When I called Tom, he said he knew almost nothing about Cain and only a little about his grandfather, Winchester Adkins. He said Winchester left the West Fork of Harts Creek at a young age and settled at Stiltner in Wayne County. He eventually moved to Williamson and worked as an engineer on the N&W Railroad. At that location, after a repeated “mix-up over his checks” he changed the spelling of his surname from “Adkins” to “Atkins.” He was also a well-known fiddler who tried his hand at professional music.
“I heard my mother tell someone here while back how many tunes my grandfather played,” Tom said. “It was a hundred and some. See, he just knew them by ear. And I believe that at one time he had a fiddle that was made by Cain — his father — and I don’t know who has that or whether it’s even in existence now ’cause we’ve had floods here. And I do know at one time he was a member of a group in Mingo County called the ‘Mingo Ramblers’ and they were on the Grand Ole Opry way back in the early days.”
Tom said that was all he knew because his grandfather died when he was four years old.
Brandon,
Did you ever run into any other evidence of the “Mingo Ramblers”? I wondered if anyone else mentioned them playing at the Opry in those early days. My grandmother always talked
about some of the old Warfield/Kermit folks that supposedly played at the Opry during late 20’s when it was just getting started. Perhaps this is that group?
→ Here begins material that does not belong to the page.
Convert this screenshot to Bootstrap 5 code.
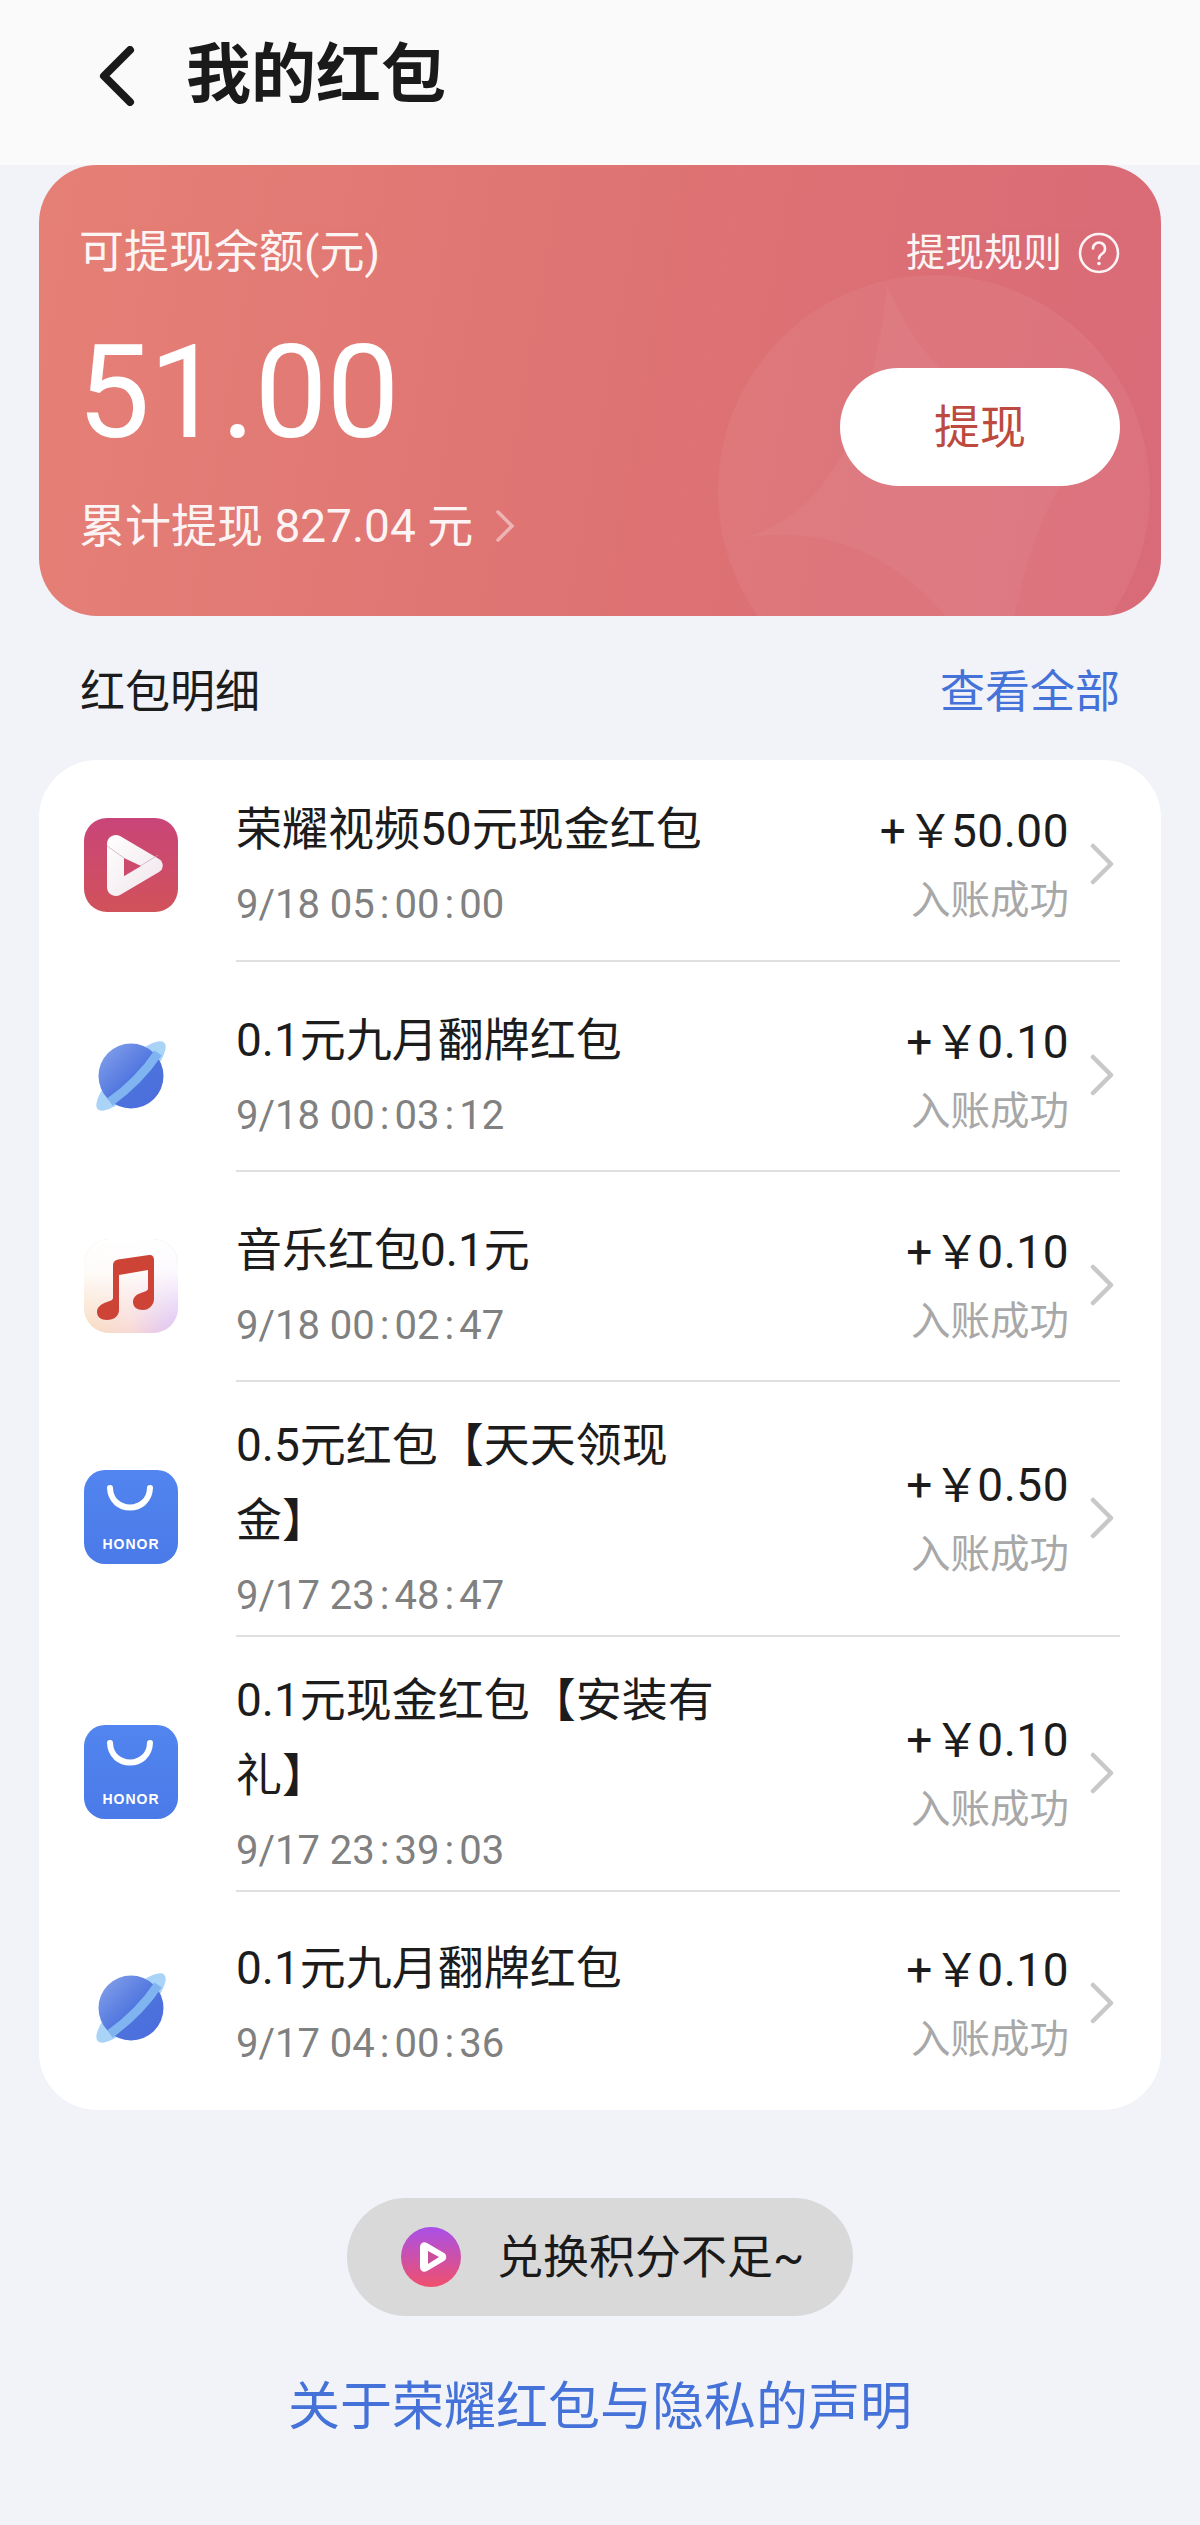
<!DOCTYPE html>
<html lang="zh-CN">
<head>
<meta charset="utf-8">
<title>我的红包</title>
<link rel="stylesheet" href="https://cdn.jsdelivr.net/npm/bootstrap@5.3.0/dist/css/bootstrap.min.css">
<style>
html,body{margin:0;padding:0}
body{width:1200px;height:2525px;overflow:hidden;background:#f1f3f9;color:#1c1c1c;font-family:Roboto,"Noto Sans CJK SC",sans-serif}
.top-head{height:165px;background:#fafafa;padding-left:98px;padding-bottom:14px;gap:48px}
.top-head h1{font-size:65px;line-height:1;margin:0;font-weight:700;color:#1a1a1a}
.hero{height:451px;margin:0 39px;border-radius:58px;background:linear-gradient(100deg,#e58076 0%,#de7273 55%,#d96a78 100%);color:#fff;overflow:hidden;padding:60px 41px 0 40px}
.hero-art{position:absolute;left:679px;top:110px;width:432px;height:432px}
.hero-l{font-size:45px;line-height:56px;opacity:.92}
.hero-r{font-size:39px;line-height:56px;gap:16px;opacity:.92}
.hero-num{font-size:130px;line-height:130px;margin-top:47px;letter-spacing:-1px;margin-left:-2px}
.hero-sum{font-size:46px;line-height:56px;margin-top:40px;gap:22px;opacity:.92}
.hero-btn{position:absolute;right:41px;top:203px;width:280px;height:118px;border-radius:59px;background:#fff;color:#bd4a40;border:0;font-size:46px;line-height:1;padding:0}
.sec-head{height:144px;padding:10px 41px 0;margin:0 39px;font-size:45px}
.blue-t{color:#4472d8}
.sheet{margin:0 39px;background:#fff;border-radius:58px;height:1350px}
.rec{display:flex}
.rec-icon{width:197px;flex:none;padding-left:45px;padding-top:17px;display:flex;align-items:center}
.rec-body{flex:1;margin-right:41px;padding:24px 6px 7px 0;min-height:210px;border-bottom:2px solid #e0e0e0;display:flex;align-items:center;box-sizing:border-box}
.rec.first .rec-body{min-height:202px;padding-top:15px}
.rec.tall .rec-body{padding-top:23px;padding-bottom:5px}
.rec.tall .rec-icon{padding-top:15px}
.rec.last .rec-body{min-height:219px;padding-top:21px;padding-bottom:19px;border-bottom:0}
.rec.last .rec-icon{padding-top:12px}
.rec.first .rec-icon{padding-top:8px}
.rec-text{width:480px;flex:none;padding-top:3px;margin-bottom:-3px}
.rec-title{font-size:46px;line-height:75px;color:#1c1c1c}
.rec-date{font-size:40px;line-height:75px;color:#808080}
.rec-date i{font-style:normal;margin:0 5px}
.rec-side{margin-left:auto;text-align:right}
.rec-amt{font-size:46px;line-height:70px;color:#1c1c1c;letter-spacing:.5px}
.rec-amt b{font-weight:400;font-family:"Noto Sans CJK SC",sans-serif;margin:0 -3px 0 1px}
.rec-st{font-size:39.5px;line-height:70px;color:#a8a8a8}
.rec-arrow{margin-left:21px;flex:none}
.toast-pill{width:506px;height:118px;margin:88px auto 0;border-radius:59px;background:#d9d9d9;padding-left:54px;gap:36px;font-size:46px;line-height:1;color:#1a1a1a}
.foot-link{margin-top:61px;font-size:52px;line-height:62px;text-align:center}
</style>
</head>
<body>
<header class="top-head d-flex align-items-center">
  <svg width="40" height="60" viewBox="0 0 40 60" aria-hidden="true"><path d="M32 4 6 30l26 26" fill="none" stroke="#1a1a1a" stroke-width="8" stroke-linecap="round" stroke-linejoin="round"/></svg>
  <h1>我的红包</h1>
</header>

<section class="hero position-relative">
  <svg class="hero-art" viewBox="0 0 432 432" aria-hidden="true">
    <circle cx="216" cy="216" r="216" fill="#fff" fill-opacity=".055"/>
    <path d="M169 10Q235 170 422 160Q318 154 282 425Q186 236 25 263Q147 230 169 10Z" fill="#fff" fill-opacity=".04"/>
  </svg>
  <div class="d-flex justify-content-between align-items-center position-relative">
    <div class="hero-l">可提现余额(元)</div>
    <div class="hero-r d-flex align-items-center">提现规则
      <svg width="42" height="42" viewBox="0 0 42 42" aria-hidden="true"><circle cx="21" cy="21" r="19" fill="none" stroke="#fff" stroke-width="2.6"/><path d="M15 16.5a6 6 0 1 1 9.4 5c-2.2 1.5-3.4 2.4-3.4 5" fill="none" stroke="#fff" stroke-width="2.6" stroke-linecap="round"/><circle cx="21" cy="31.5" r="1.8" fill="#fff"/></svg>
    </div>
  </div>
  <div class="hero-num position-relative">51.00</div>
  <div class="hero-sum d-flex align-items-center position-relative">累计提现 827.04 元
    <svg width="20" height="34" viewBox="0 0 20 34" aria-hidden="true"><path d="M3 3l14 14L3 31" fill="none" stroke="#fff" stroke-opacity=".5" stroke-width="3.5" stroke-linecap="round"/></svg>
  </div>
  <button class="hero-btn" type="button">提现</button>
</section>

<div class="sec-head d-flex justify-content-between align-items-center">
  <span>红包明细</span><span class="blue-t">查看全部</span>
</div>

<svg width="0" height="0" class="position-absolute" aria-hidden="true">
  <defs>
    <linearGradient id="gv" x1="0" y1="0" x2="0" y2="1"><stop offset="0" stop-color="#c94579"/><stop offset="1" stop-color="#d1525a"/></linearGradient>
    <linearGradient id="gw" x1="0" y1="0" x2="1" y2="1"><stop offset="0" stop-color="#fff"/><stop offset="1" stop-color="#efe4ea"/></linearGradient>
    <linearGradient id="gp" x1="0" y1="0" x2="1" y2="1"><stop offset="0" stop-color="#8aa6ec"/><stop offset=".55" stop-color="#4d73de"/><stop offset="1" stop-color="#4a6cdb"/></linearGradient>
    <linearGradient id="gh" x1="0" y1="0" x2="0" y2="1"><stop offset="0" stop-color="#5285ef"/><stop offset="1" stop-color="#4a7ae8"/></linearGradient>
    <linearGradient id="gm" x1="0" y1="0" x2="1" y2="0"><stop offset="0" stop-color="#f8dcc0"/><stop offset=".5" stop-color="#f8d9d6"/><stop offset="1" stop-color="#dcc0f6"/></linearGradient>
    <linearGradient id="gm2" x1="0" y1="0" x2="0" y2="1"><stop offset="0" stop-color="#fff"/><stop offset=".35" stop-color="#fff" stop-opacity=".9"/><stop offset="1" stop-color="#fff" stop-opacity="0"/></linearGradient>
    <linearGradient id="gt" x1="0" y1="0" x2="0" y2="1"><stop offset="0" stop-color="#a950e8"/><stop offset="1" stop-color="#f0506c"/></linearGradient>
    <symbol id="ic-video" viewBox="0 0 94 94">
      <rect width="94" height="94" rx="23" fill="url(#gv)"/>
      <path d="M23 26c0-7 7-11 13-8l39 23c5 3 5 10 0 13L36 77c-6 3-13-1-13-8Z" fill="url(#gw)"/>
      <path d="M23 28 40 40M74 37 40 58" fill="none" stroke="#c9a4b6" stroke-width=".7"/>
      <path d="M40 40 57 48 40 58Z" fill="#cc4a6c"/>
    </symbol>
    <symbol id="ic-planet" viewBox="0 0 94 94">
      <ellipse cx="47" cy="47" rx="47" ry="14" transform="rotate(-45 47 47)" fill="#a9d3f7"/>
      <circle cx="47" cy="47" r="32.5" fill="url(#gp)"/>
      <path d="M74 24C62 42 44 60 26 73" fill="none" stroke="#7fb4f1" stroke-width="9"/>
    </symbol>
    <symbol id="ic-music" viewBox="0 0 94 94">
      <rect width="94" height="94" rx="25" fill="url(#gm)"/>
      <rect width="94" height="94" rx="25" fill="url(#gm2)"/>
      <path d="M29 26c0-3 2-5 5-5.500L65 16c3-.5 5 1.500 5 4.500V60c0 6-5 11-11 11-6 0-10-3-10-8 0-5 4-8 9-9.500 3-1 6-1.500 6-4V31L35 36V71c0 6-5 10-12 10-6 0-10-3-10-8 0-5 4-8 10-10 3-1 6-2 6-4Z" fill="#cd4437"/>
    </symbol>
    <symbol id="ic-honor" viewBox="0 0 94 94">
      <rect width="94" height="94" rx="21" fill="url(#gh)"/>
      <path d="M26 18C27 44 65 44 66 18" fill="none" stroke="#fff" stroke-width="6" stroke-linecap="round"/>
      <text x="47" y="79" text-anchor="middle" font-family="'Liberation Sans',sans-serif" font-weight="700" font-size="14" letter-spacing="1" fill="#fff">HONOR</text>
    </symbol>
    <symbol id="ic-arrow" viewBox="0 0 24 42">
      <path d="M3 3 21 21 3 39" fill="none" stroke="#c8c8c8" stroke-width="4.500" stroke-linecap="round" stroke-linejoin="round"/>
    </symbol>
  </defs>
</svg>

<main class="sheet">
  <div class="rec first">
    <div class="rec-icon"><svg width="94" height="94"><use href="#ic-video"/></svg></div>
    <div class="rec-body">
      <div class="rec-text"><div class="rec-title">荣耀视频50元现金红包</div><div class="rec-date">9/18 05<i>:</i>00<i>:</i>00</div></div>
      <div class="rec-side"><div class="rec-amt">+<b>￥</b>50.00</div><div class="rec-st">入账成功</div></div>
      <svg class="rec-arrow" width="24" height="42"><use href="#ic-arrow"/></svg>
    </div>
  </div>
  <div class="rec">
    <div class="rec-icon"><svg width="94" height="94"><use href="#ic-planet"/></svg></div>
    <div class="rec-body">
      <div class="rec-text"><div class="rec-title">0.1元九月翻牌红包</div><div class="rec-date">9/18 00<i>:</i>03<i>:</i>12</div></div>
      <div class="rec-side"><div class="rec-amt">+<b>￥</b>0.10</div><div class="rec-st">入账成功</div></div>
      <svg class="rec-arrow" width="24" height="42"><use href="#ic-arrow"/></svg>
    </div>
  </div>
  <div class="rec">
    <div class="rec-icon"><svg width="94" height="94"><use href="#ic-music"/></svg></div>
    <div class="rec-body">
      <div class="rec-text"><div class="rec-title">音乐红包0.1元</div><div class="rec-date">9/18 00<i>:</i>02<i>:</i>47</div></div>
      <div class="rec-side"><div class="rec-amt">+<b>￥</b>0.10</div><div class="rec-st">入账成功</div></div>
      <svg class="rec-arrow" width="24" height="42"><use href="#ic-arrow"/></svg>
    </div>
  </div>
  <div class="rec tall">
    <div class="rec-icon"><svg width="94" height="94"><use href="#ic-honor"/></svg></div>
    <div class="rec-body">
      <div class="rec-text"><div class="rec-title">0.5元红包【天天领现金】</div><div class="rec-date">9/17 23<i>:</i>48<i>:</i>47</div></div>
      <div class="rec-side"><div class="rec-amt">+<b>￥</b>0.50</div><div class="rec-st">入账成功</div></div>
      <svg class="rec-arrow" width="24" height="42"><use href="#ic-arrow"/></svg>
    </div>
  </div>
  <div class="rec tall">
    <div class="rec-icon"><svg width="94" height="94"><use href="#ic-honor"/></svg></div>
    <div class="rec-body">
      <div class="rec-text"><div class="rec-title">0.1元现金红包【安装有礼】</div><div class="rec-date">9/17 23<i>:</i>39<i>:</i>03</div></div>
      <div class="rec-side"><div class="rec-amt">+<b>￥</b>0.10</div><div class="rec-st">入账成功</div></div>
      <svg class="rec-arrow" width="24" height="42"><use href="#ic-arrow"/></svg>
    </div>
  </div>
  <div class="rec last">
    <div class="rec-icon"><svg width="94" height="94"><use href="#ic-planet"/></svg></div>
    <div class="rec-body">
      <div class="rec-text"><div class="rec-title">0.1元九月翻牌红包</div><div class="rec-date">9/17 04<i>:</i>00<i>:</i>36</div></div>
      <div class="rec-side"><div class="rec-amt">+<b>￥</b>0.10</div><div class="rec-st">入账成功</div></div>
      <svg class="rec-arrow" width="24" height="42"><use href="#ic-arrow"/></svg>
    </div>
  </div>
</main>

<div class="toast-pill d-flex align-items-center">
  <svg width="60" height="60" viewBox="0 0 60 60" aria-hidden="true"><circle cx="30" cy="30" r="30" fill="url(#gt)"/><path d="M19 20c0-4 4-6 7-4l17 10c3 2 3 6 0 8L26 44c-3 2-7 0-7-4Z" fill="#fff"/><path d="M27 24l11 6-11 7Z" fill="#c94f9c"/></svg>
  <span>兑换积分不足~</span>
</div>
<div class="foot-link blue-t">关于荣耀红包与隐私的声明</div>
</body>
</html>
Yes, I found a reference to them in a book about the Grand Ole Opry by (as I recall) the late Dr. Charles Wolfe. At the back of his book, Dr. Wolfe listed all performers and their performance dates. He had not been able to identify the Mingo band, nor any of its members. His book had already been released for years at the time of my discovery so the info was just stored away. The only band member I know of is Winchester Atkins but hopefully someone knows of the others.